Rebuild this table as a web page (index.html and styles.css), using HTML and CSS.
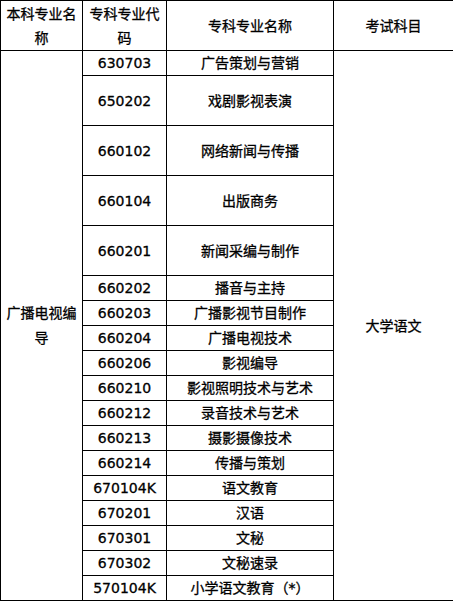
FILE: index.html
```html
<!DOCTYPE html>
<html lang="zh">
<head>
<meta charset="utf-8">
<link rel="stylesheet" href="styles.css">
</head>
<body>
<table class="majors">
  <colgroup>
    <col class="c1"><col class="c2"><col class="c3"><col class="c4">
  </colgroup>
  <thead>
    <tr class="head">
      <th>本科专业名称</th>
      <th>专科专业代码</th>
      <th>专科专业名称</th>
      <th>考试科目</th>
    </tr>
  </thead>
  <tbody>
    <tr class="r1">
      <td rowspan="18" class="major">广播电视编导</td>
      <td>630703</td><td>广告策划与营销</td>
      <td rowspan="18" class="subject">大学语文</td>
    </tr>
    <tr class="r2"><td>650202</td><td>戏剧影视表演</td></tr>
    <tr class="r2"><td>660102</td><td>网络新闻与传播</td></tr>
    <tr class="r2"><td>660104</td><td>出版商务</td></tr>
    <tr class="r2"><td>660201</td><td>新闻采编与制作</td></tr>
    <tr class="r1"><td>660202</td><td>播音与主持</td></tr>
    <tr class="r1"><td>660203</td><td>广播影视节目制作</td></tr>
    <tr class="r1"><td>660204</td><td>广播电视技术</td></tr>
    <tr class="r1"><td>660206</td><td>影视编导</td></tr>
    <tr class="r1"><td>660210</td><td>影视照明技术与艺术</td></tr>
    <tr class="r1"><td>660212</td><td>录音技术与艺术</td></tr>
    <tr class="r1"><td>660213</td><td>摄影摄像技术</td></tr>
    <tr class="r1"><td>660214</td><td>传播与策划</td></tr>
    <tr class="r1"><td>670104K</td><td>语文教育</td></tr>
    <tr class="r1"><td>670201</td><td>汉语</td></tr>
    <tr class="r1"><td>670301</td><td>文秘</td></tr>
    <tr class="r1"><td>670302</td><td>文秘速录</td></tr>
    <tr class="r1"><td>570104K</td><td>小学语文教育（*）</td></tr>
  </tbody>
</table>
</body>
</html>
```
FILE: styles.css
```css
html, body {
  margin: 0;
  padding: 0;
  background: #fff;
}

.majors {
  width: 453px;
  table-layout: fixed;
  border-collapse: collapse;
  font-family: "DejaVu Sans", "Noto Sans CJK SC", sans-serif;
  font-size: 14px;
  color: #000;
  -webkit-text-stroke: 0.3px #000;
}

.c1 { width: 82px; }
.c2 { width: 84px; }
.c3 { width: 167px; }
.c4 { width: 120px; }

.majors th,
.majors td {
  border: 1px solid #000;
  padding: 0 4px;
  text-align: center;
  vertical-align: middle;
  line-height: 20px;
  font-weight: normal;
}

.majors th {
  line-height: 24px;
}

.majors .major {
  line-height: 25px;
}

.head { height: 50px; }
.r1 { height: 25px; }
.r2 { height: 50px; }
```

STATED TASK
Leave out the pictures and copy the rest of the material above exactly.

RESPONSE
Rebuild this table as a web page (index.html and styles.css), using HTML and CSS.
FILE: index.html
```html
<!DOCTYPE html>
<html lang="zh">
<head>
<meta charset="utf-8">
<link rel="stylesheet" href="styles.css">
</head>
<body>
<table class="majors">
  <colgroup>
    <col class="c1"><col class="c2"><col class="c3"><col class="c4">
  </colgroup>
  <thead>
    <tr class="head">
      <th>本科专业名称</th>
      <th>专科专业代码</th>
      <th>专科专业名称</th>
      <th>考试科目</th>
    </tr>
  </thead>
  <tbody>
    <tr class="r1">
      <td rowspan="18" class="major">广播电视编导</td>
      <td>630703</td><td>广告策划与营销</td>
      <td rowspan="18" class="subject">大学语文</td>
    </tr>
    <tr class="r2"><td>650202</td><td>戏剧影视表演</td></tr>
    <tr class="r2"><td>660102</td><td>网络新闻与传播</td></tr>
    <tr class="r2"><td>660104</td><td>出版商务</td></tr>
    <tr class="r2"><td>660201</td><td>新闻采编与制作</td></tr>
    <tr class="r1"><td>660202</td><td>播音与主持</td></tr>
    <tr class="r1"><td>660203</td><td>广播影视节目制作</td></tr>
    <tr class="r1"><td>660204</td><td>广播电视技术</td></tr>
    <tr class="r1"><td>660206</td><td>影视编导</td></tr>
    <tr class="r1"><td>660210</td><td>影视照明技术与艺术</td></tr>
    <tr class="r1"><td>660212</td><td>录音技术与艺术</td></tr>
    <tr class="r1"><td>660213</td><td>摄影摄像技术</td></tr>
    <tr class="r1"><td>660214</td><td>传播与策划</td></tr>
    <tr class="r1"><td>670104K</td><td>语文教育</td></tr>
    <tr class="r1"><td>670201</td><td>汉语</td></tr>
    <tr class="r1"><td>670301</td><td>文秘</td></tr>
    <tr class="r1"><td>670302</td><td>文秘速录</td></tr>
    <tr class="r1"><td>570104K</td><td>小学语文教育（*）</td></tr>
  </tbody>
</table>
</body>
</html>
```
FILE: styles.css
```css
html, body {
  margin: 0;
  padding: 0;
  background: #fff;
}

.majors {
  width: 453px;
  table-layout: fixed;
  border-collapse: collapse;
  font-family: "DejaVu Sans", "Noto Sans CJK SC", sans-serif;
  font-size: 14px;
  color: #000;
  -webkit-text-stroke: 0.3px #000;
}

.c1 { width: 82px; }
.c2 { width: 84px; }
.c3 { width: 167px; }
.c4 { width: 120px; }

.majors th,
.majors td {
  border: 1px solid #000;
  padding: 0 4px;
  text-align: center;
  vertical-align: middle;
  line-height: 20px;
  font-weight: normal;
}

.majors th {
  line-height: 24px;
}

.majors .major {
  line-height: 25px;
}

.head { height: 50px; }
.r1 { height: 25px; }
.r2 { height: 50px; }
```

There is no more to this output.